Five consecutive rainy seasons have failed in the Horn of Africa, leading to the worst drought in decades, while Cyclone Freddy, one of the deadliest storms to hit Africa in the last twenty years, ripped through Malawi, Mozambique and Madagascar in late February.

At last year’s COP27 in Sharm el-Sheikh, countries committed to establishing a mechanism to provide “loss and damage” funding for developing countries, but are yet contribute funds.

“On the loss and damage side, we’ve got some really big decisions to make right now,” Tom Mitchell, executive director of the International Institute for Environment and Development said at the London conference.

“At the moment, we’ve got developing countries paying way more in debt repayments back to richer countries than they ever hope to receive in climate finance or support.”

Sanjeev Gupta, executive director of financial services at the African Finance Corporation, a pan-African multilateral development institution, said a continuation of the status quo would be devastating.

“There is a set of vulnerable people in Africa – and other parts of the world – where the effect on them will be so catastrophic it will reach genocidal levels,” Gupta said.

SOURCE OF RENEWABLES

At the same time, there is an increasing focus on how African nations can tackle the climate crisis – especially by boosting renewable energy.

While rich in critical minerals, including cobalt used in electric vehicle batteries, and home to 60% of the planet’s best solar resources, Africa receives just 2% of global clean energy spending, according to the International Energy Agency (IEA).

Cristina Gamboa, CEO of nonprofit World Green Building Council, said African cities could be in an advantageous position as populations boom.

“Eighty percent of the infrastructure Africa needs by 2050 has not yet been built,” Gamboa said at the IMPACT conference. “They’ve come to a recognition that it is good development to leapfrog and go into the clean energy transition now.”

FOSSIL FUELS

Still, banishing fossil fuels from the continent entirely faces some strong resistance.

“We cannot and will not run away from doing fossil fuel-based investing because the development needs of the continent are so huge,” the AFC’s Gupta said.

“The world still needs energy security, the world still needs energy source diversity.

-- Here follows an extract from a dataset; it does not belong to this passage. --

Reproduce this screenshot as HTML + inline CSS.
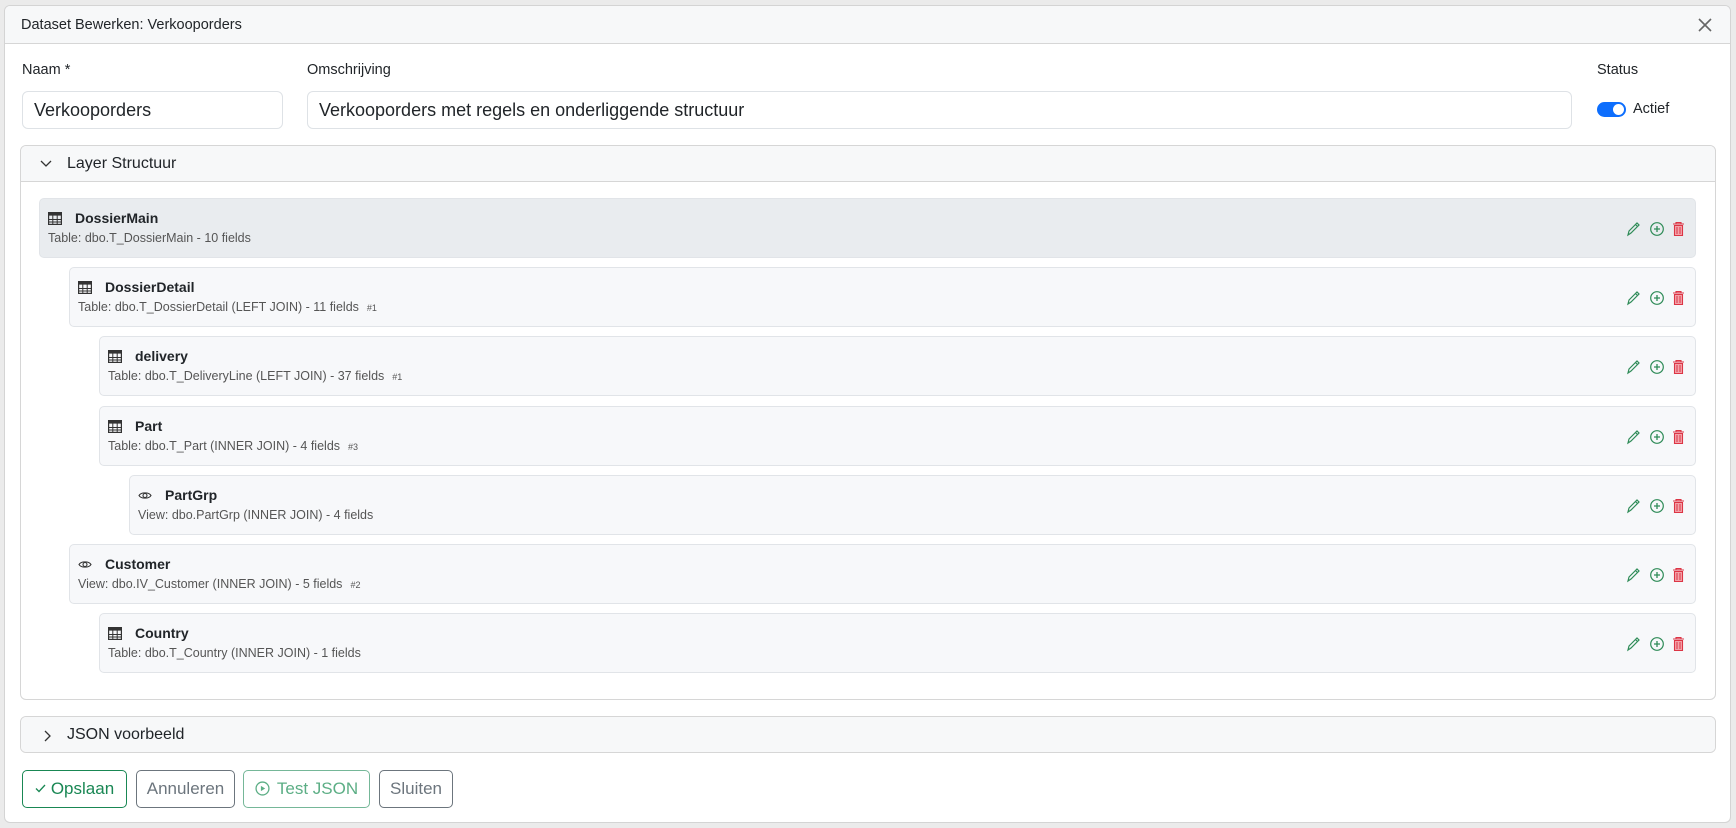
<!DOCTYPE html>
<html><head><meta charset="utf-8"><style>
*{box-sizing:border-box;margin:0;padding:0}
body{width:1736px;height:828px;background:#ebebeb;font-family:"Liberation Sans",Arial,sans-serif;color:#212529;position:relative;overflow:hidden}
.modal{position:absolute;left:4px;top:5px;width:1727px;height:818px;background:#fff;border:1px solid #d4d4d4;border-radius:6px;overflow:hidden}
.hdr{position:absolute;left:0;top:0;right:0;height:38px;background:#f7f8f9;border-bottom:1px solid #d6d6d6}
.hdr span{position:absolute;left:16px;top:11px;font-size:14.5px}
.abs{position:absolute}
.lbl{font-size:14.5px;color:#212529}
.inp{position:absolute;height:38px;border:1px solid #dee2e6;border-radius:6px;font-size:18px;padding:8px 11px;color:#212529}
.panel{position:absolute;left:15px;width:1696px;border:1px solid #d6d6d6;border-radius:6px;overflow:hidden;background:#fff}
.ph{height:36px;background:#f7f8f9;border-bottom:1px solid #d6d6d6;font-size:16px;position:relative}
.ph span{position:absolute;left:46px;top:9px}
.row{position:absolute;height:60px;right:34px;background:#f7f8fa;border:1px solid #e1e4e8;border-radius:5px}
.row.sel{background:#e9ecef}
.row .t{position:absolute;left:35px;top:11px;font-size:14px;font-weight:bold;color:#212529}
.row .s{position:absolute;left:8px;top:32px;font-size:12.5px;color:#555}
.row .s small{font-size:9px;margin-left:8px;color:#555}
.row .ic{position:absolute;left:8px;top:13px}
.acts{position:absolute;right:9px;top:22px;width:60px;height:16px}
.btn{position:absolute;top:764px;height:38px;border:1px solid;border-radius:5px;font-size:17px;padding:8px 0;text-align:center;white-space:nowrap}
</style></head><body>
<div class="modal">
<div class="hdr"><span>Dataset Bewerken: Verkooporders</span>
<svg class="abs" style="left:1692px;top:11px" width="16" height="16" viewBox="0 0 16 16"><path d="M2 2L14 14M14 2L2 14" stroke="#666" stroke-width="1.6"/></svg></div>
<div class="abs lbl" style="left:17px;top:56px">Naam *</div>
<div class="abs lbl" style="left:302px;top:56px">Omschrijving</div>
<div class="abs lbl" style="left:1592px;top:56px">Status</div>
<div class="inp" style="left:17px;top:85px;width:261px">Verkooporders</div>
<div class="inp" style="left:302px;top:85px;width:1265px">Verkooporders met regels en onderliggende structuur</div>
<div class="abs" style="left:1592px;top:96px;width:29px;height:15px;background:#0d6efd;border-radius:8px"><div class="abs" style="left:16px;top:2px;width:11px;height:11px;background:#fff;border-radius:50%"></div></div>
<div class="abs" style="left:1628px;top:95px;font-size:14.5px">Actief</div>

<div class="panel" style="top:139px;height:555px">
<div class="ph"><svg class="abs" style="left:19px;top:14px" width="12" height="8" viewBox="0 0 12 8"><path d="M1 1L6 6L11 1" stroke="#333" stroke-width="1.3" fill="none"/></svg><span>Layer Structuur</span></div>
</div>
<div id="rows"></div>

<div class="panel" style="top:710px;height:37px"><div class="ph" style="border-bottom:2px solid #ccc;height:37px"><svg class="abs" style="left:23px;top:13px" width="8" height="12" viewBox="0 0 8 12"><path d="M1 1L6 6L1 11" stroke="#333" stroke-width="1.3" fill="none"/></svg><span>JSON voorbeeld</span></div></div>

<div class="btn" style="left:17px;width:105px;border-color:#198754;color:#198754"><svg style="vertical-align:1px;margin-right:5px" width="11" height="9" viewBox="0 0 11 9"><path d="M1 4.5L4 7.5L10 1" stroke="#198754" stroke-width="1.3" fill="none"/></svg>Opslaan</div>
<div class="btn" style="left:131px;width:99px;border-color:#6c757d;color:#6c757d">Annuleren</div>
<div class="btn" style="left:238px;width:127px;border-color:#75b798;color:#5cae85"><svg style="vertical-align:-2px;margin-right:7px" width="15" height="15" viewBox="0 0 14 14"><circle cx="7" cy="7" r="6" stroke="#5cae85" fill="none" stroke-width="1.2"/><path d="M5.5 4.5L9.5 7L5.5 9.5Z" fill="#5cae85"/></svg>Test JSON</div>
<div class="btn" style="left:374px;width:74px;border-color:#6c757d;color:#6c757d">Sluiten</div>
</div>
<script>
var T='<svg class="ic" width="14" height="13" viewBox="0 0 14 13"><rect x="0.6" y="0.6" width="12.8" height="11.8" fill="none" stroke="#333" stroke-width="1.2"/><rect x="0.6" y="0.6" width="12.8" height="3" fill="#333"/><path d="M0 7.5H14M0 10H14M4.8 3V13M9.2 3V13" stroke="#333" stroke-width="1"/></svg>';
var V='<svg class="ic" width="14" height="13" viewBox="0 0 14 13"><path d="M1 6.5C3 3 11 3 13 6.5C11 10 3 10 1 6.5Z" fill="none" stroke="#333" stroke-width="1.1"/><circle cx="7" cy="6.5" r="2" fill="none" stroke="#333" stroke-width="1.1"/></svg>';
var A='<svg class="acts" viewBox="0 0 60 16"><path d="M2 14L3 10L11 2L13 4L5 12Z M9.5 3.5L11.5 5.5" fill="none" stroke="#2e8b57" stroke-width="1.2"/><circle cx="31" cy="8" r="6.3" fill="none" stroke="#2e8b57" stroke-width="1.2"/><path d="M31 5V11M28 8H34" stroke="#2e8b57" stroke-width="1.3"/><path d="M47 3H58M50 3V1.5H55V3M48.5 4.5H56.5V14.5H48.5Z" fill="#f3a3aa" stroke="#dc3545" stroke-width="1.1"/><path d="M51 6V13M54 6V13" stroke="#dc3545" stroke-width="1"/></svg>';
var rows=[[38,197,T,'DossierMain','Table: dbo.T_DossierMain - 10 fields','',1],
[68,266,T,'DossierDetail','Table: dbo.T_DossierDetail (LEFT JOIN) - 11 fields','#1'],
[98,335,T,'delivery','Table: dbo.T_DeliveryLine (LEFT JOIN) - 37 fields','#1'],
[98,405,T,'Part','Table: dbo.T_Part (INNER JOIN) - 4 fields','#3'],
[128,474,V,'PartGrp','View: dbo.PartGrp (INNER JOIN) - 4 fields',''],
[68,543,V,'Customer','View: dbo.IV_Customer (INNER JOIN) - 5 fields','#2'],
[98,612,T,'Country','Table: dbo.T_Country (INNER JOIN) - 1 fields','']];
var h='';rows.forEach(function(r){h+='<div class="row'+(r[6]?' sel':'')+'" style="left:'+(r[0]-4)+'px;top:'+(r[1]-5)+'px">'+r[2]+'<div class="t">'+r[3]+'</div><div class="s">'+r[4]+(r[5]?'<small>'+r[5]+'</small>':'')+'</div>'+A+'</div>';});
document.getElementById('rows').outerHTML=h;
</script>
</body></html>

No energy mix in the world in the next 50 years says no oil and gas, so why would we not develop our resources and fund our own fiscal budgets, but we are also doing renewables.”

The Lagos-based AFC is 42.5%-owned by Nigeria’s central bank, 47.6% by other African financial institutions and 9.8% by industrial and corporate shareholders.

A report released this week by development charity Action Aid said that banks worldwide gave $3.2 trillion to the fossil fuel industry in Global South countries in the seven years since the 2015 Paris climate agreement, which agreed to limit global warming to “well below” 2 degrees Celsius by slashing emissions.